A mitologia Iorubá conta que, no começo de tudo, o criador que se chama Olorum tinha dado a cada filho uma parte do mundo. Para Ossanha deu a floresta e sua era cuidar das plantas e plantar as sementes. O porongo no qual Olorum ordenou que fossem colocadas a sementes veio representado em forma de tripé na comissão de frente. Hericson Soares, um dos integrantes, ressaltou:

— Para mim, é uma emoção muito grande. Sou da comunidade, eu moro lá há mais de 20 anos. Hoje, na comissão de frente, vim representando Olorum, que foi quem ordenou o plantio. É muito especial também porque sou umbandista.  

Logo atrás, o abre-alas (intitulado O "Senhor do Branco" e a Permissão do Fruto) trazia a árvore do karité dentro do símbolo da escola, a coroa. Na base, o chão verde e marrom da alegoria fazia alusão às Savanas. 

Fidalgos e Aristocratas

 Era por volta das 3h30min quando os tambores da Fidalgos e Aristocratas tocaram no Porto Seco. Com o enredo Quando os Tambores Falam, a escola abordou o instrumento musical presente no nosso dia a dia e que, muitas vezes, tem sua origem e forma de utilização desconhecidas. 

"Carnaval é alegria, é cultura, é identidade, é vibração e emoção, e associar tudo isso ao tambor é totalmente correto", disse a Fidalgos na Avenida. O primeiro setor falou dos tambores bíblicos, dos tambores para os orixás, tambores da cultura egípcia antiga... O terceiro carro trouxe vários tambores com o símbolo da agremiação, representando o Carnaval de 1973, quando foi conquistado o título de campeã com o enredo Carnaval no Gelo — Revista no Asfalto.

Vale ressaltar que a escola trouxe de Parintins reforços para ajudar na confecção das alegorias, conferindo ainda mais preciosismo ao trabalho. Esculturas feitas em isopor, por exemplo, davam a impressão de ser barro. Quem estava radiante com o resultado era a rainha de bateria Natália Martins.

— Os tambores vão falar no Complexo Cultural do Porto Seco. A tricolor da Ipiranga (Avenida de Porto Alegre onde fica a quadra da Fidalgos) está chegando, e vamos fazer um grande espetáculo rumo ao título.

Chamou atenção que Natália estava acompanhada da pequena Rafaela Duarte, oito anos, filha do presidente André Duarte. A garotinha — que já demostra muita maturidade quando o quesito é samba no pé — disse estar animada quanto ao título: 

— Eu acho que a gente vai ganhar!

Bambas da Orgia

 O sol estava quase raiando quando a Bambas da Orgia entrou na Avenida apresentando o enredo Òrànmíyàn, reafirmando o compromisso com o resgate da cultura negra e propondo evocar toda a ancestralidade oriunda de África. O personagem principal leva a conhecer Ilê-Ifé, o berço da tradição Iorubá, região conhecida por reis como Odùduwà e Sàngó. Uma de suas características principais é o corpo simetricamente dividido nas cores preto e branco. O desfile debateu  a questão da pele, refletindo sobre o que está abaixo dela, sua essência, cores, etnias e formas de expressão religiosa.

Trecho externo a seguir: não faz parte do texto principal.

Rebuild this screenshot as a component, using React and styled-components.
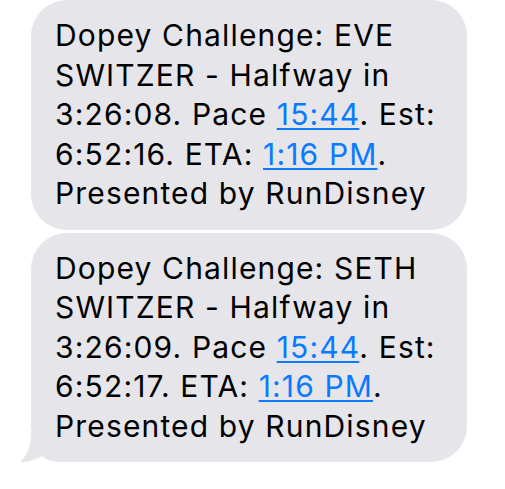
import styled, { createGlobalStyle } from 'styled-components';

const GlobalStyle = createGlobalStyle`
  html, body {
    margin: 0;
    padding: 0;
    background: #ffffff;
  }
`;

const Thread = styled.div`
  display: flex;
  flex-direction: column;
  gap: 3px;
  padding-left: 31px;
  width: 505px;
  height: 489px;
  box-sizing: border-box;
  font-family: Inter, 'Liberation Sans', sans-serif;
`;

const Bubble = styled.div`
  position: relative;
  width: 436px;
  box-sizing: border-box;
  padding: 16px 10px 16px 24px;
  background: #e5e5ea;
  border-radius: 36px;
  color: #000;
  font-size: 30px;
  line-height: 39.5px;
  letter-spacing: 1.15px;
  white-space: nowrap;
`;

// sits above the tail
const Text = styled.div`
  position: relative;
`;

const Link = styled.a`
  color: #0a7aff;
  text-decoration: underline;
  text-decoration-thickness: 1.5px;
  text-underline-offset: 3px;
`;

// little tail on the last bubble in the group
const Tail = styled.svg`
  position: absolute;
  left: -11px;
  bottom: 0;
  width: 45px;
  height: 30px;
`;

const Message = ({ name, half, est, tail }) => (
  <Bubble>
    {tail && (
      <Tail viewBox="0 0 45 30">
        <path
          d="M11 0 C11 14 7 24 0 30 C8 30 15 28 22 24 C27 28 33 30 45 30 L45 0 Z"
          fill="#e5e5ea"
        />
      </Tail>
    )}
    <Text>
      Dopey Challenge: {name}
      <br />
      SWITZER - Halfway in
      <br />
      {half}. Pace <Link>15:44</Link>. Est:
      <br />
      {est}. ETA: <Link>1:16 PM</Link>.
      <br />
      Presented by RunDisney
    </Text>
  </Bubble>
);

export default function App() {
  return (
    <>
      <GlobalStyle />
      <Thread>
        <Message name="EVE" half="3:26:08" est="6:52:16" />
        <Message name="SETH" half="3:26:09" est="6:52:17" tail />
      </Thread>
    </>
  );
}
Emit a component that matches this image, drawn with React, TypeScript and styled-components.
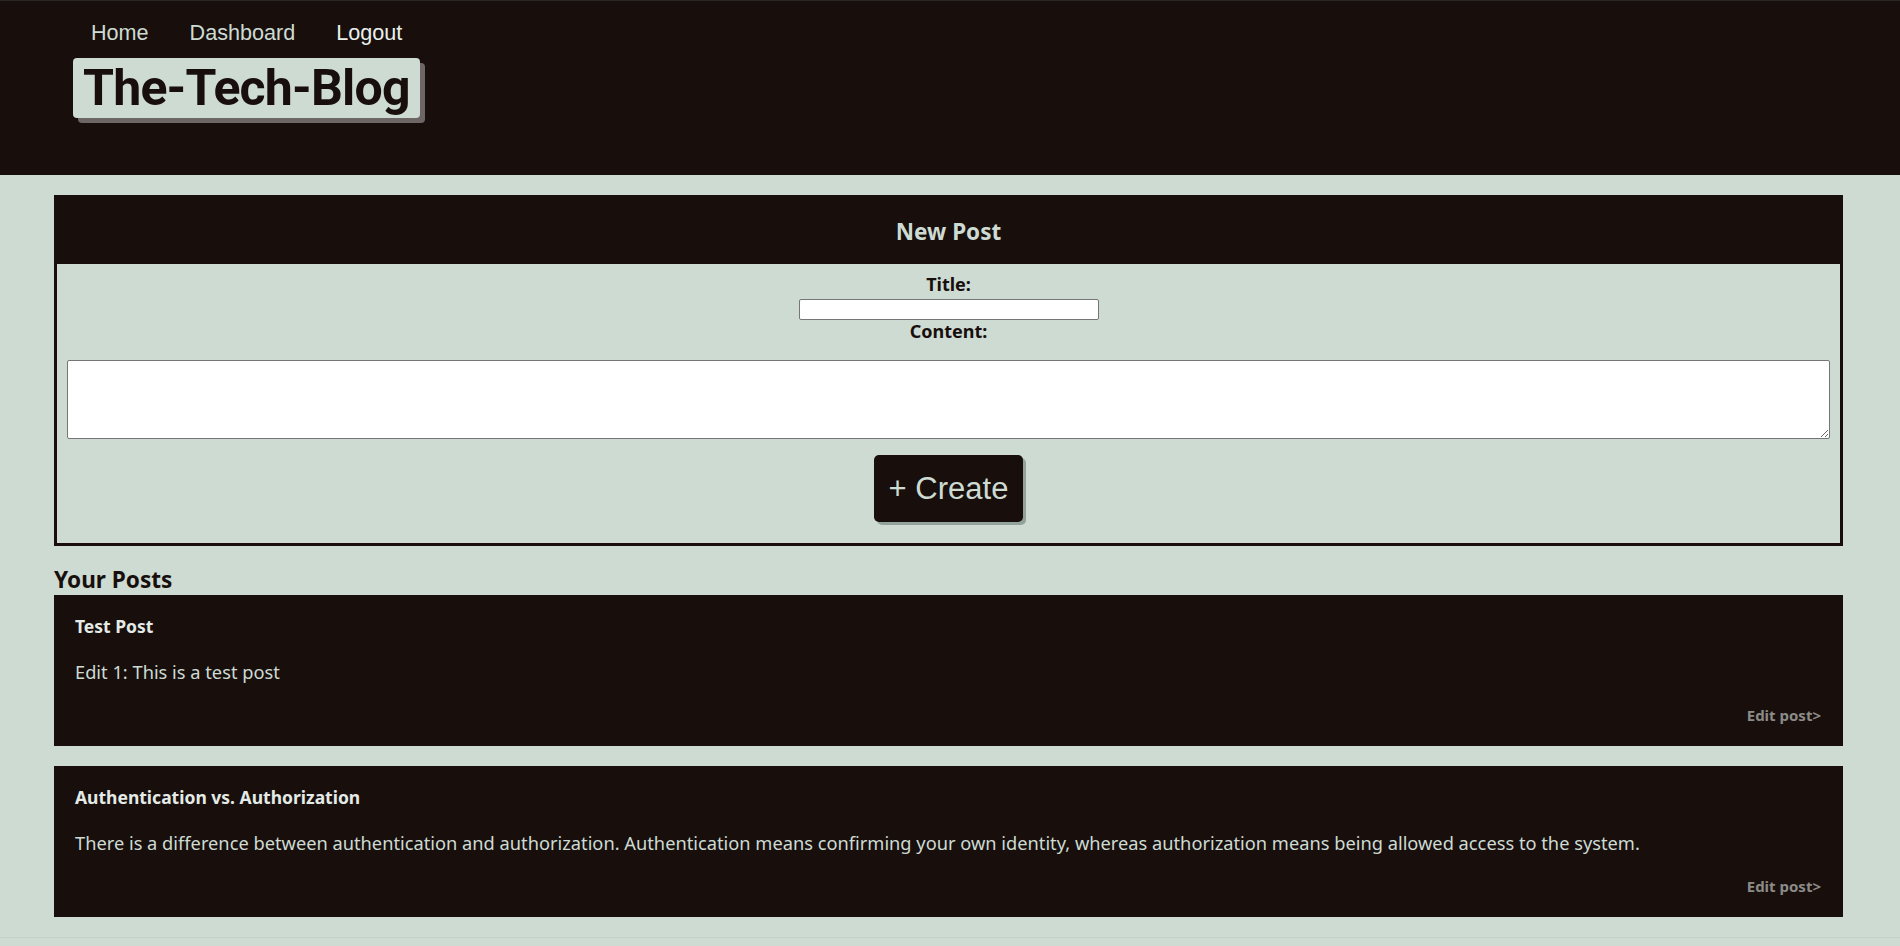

O som da águia — sempre um dos momentos mais aguardados dos desfiles de Bambas — ecoou pela passarela anunciando a passagem do abre-alas. Já no carro A Profecia do Rei Nupe e a Fundação do Reino de Oyó, foi a serpente que arrebatou o público. Destaque para as fantasias com detalhes remetendo a jogos de búzios, além das estampadas com o simbólico Olho Grego (talismã que afasta a inveja e o mau-olhado). 

Na dispersão, o primeiro casal de mestre-sala e porta-bandeira, Robison Jardim e Fabiana Almeida, apreciava o fim do desfile visivelmente emocionado. 

— É um misto de sentimentos, um ano todo trabalhando, a luta que a gente tem pra colocar um Carnaval na avenida. A gente vê que todo mundo abraçou,  a gente conseguiu levantar a arquibancada fazer um belo Carnaval — resumiu Fabiana.

Robison completou:

— O sentimento é de orgulho, garra. Nação azul e branco é isso aí, a escola mais tradicional, tem que respeitar. 

O primeiro dia de desfiles da série Ouro acabou com arquibancadas, camarotes e frisas de pé, exalando animação.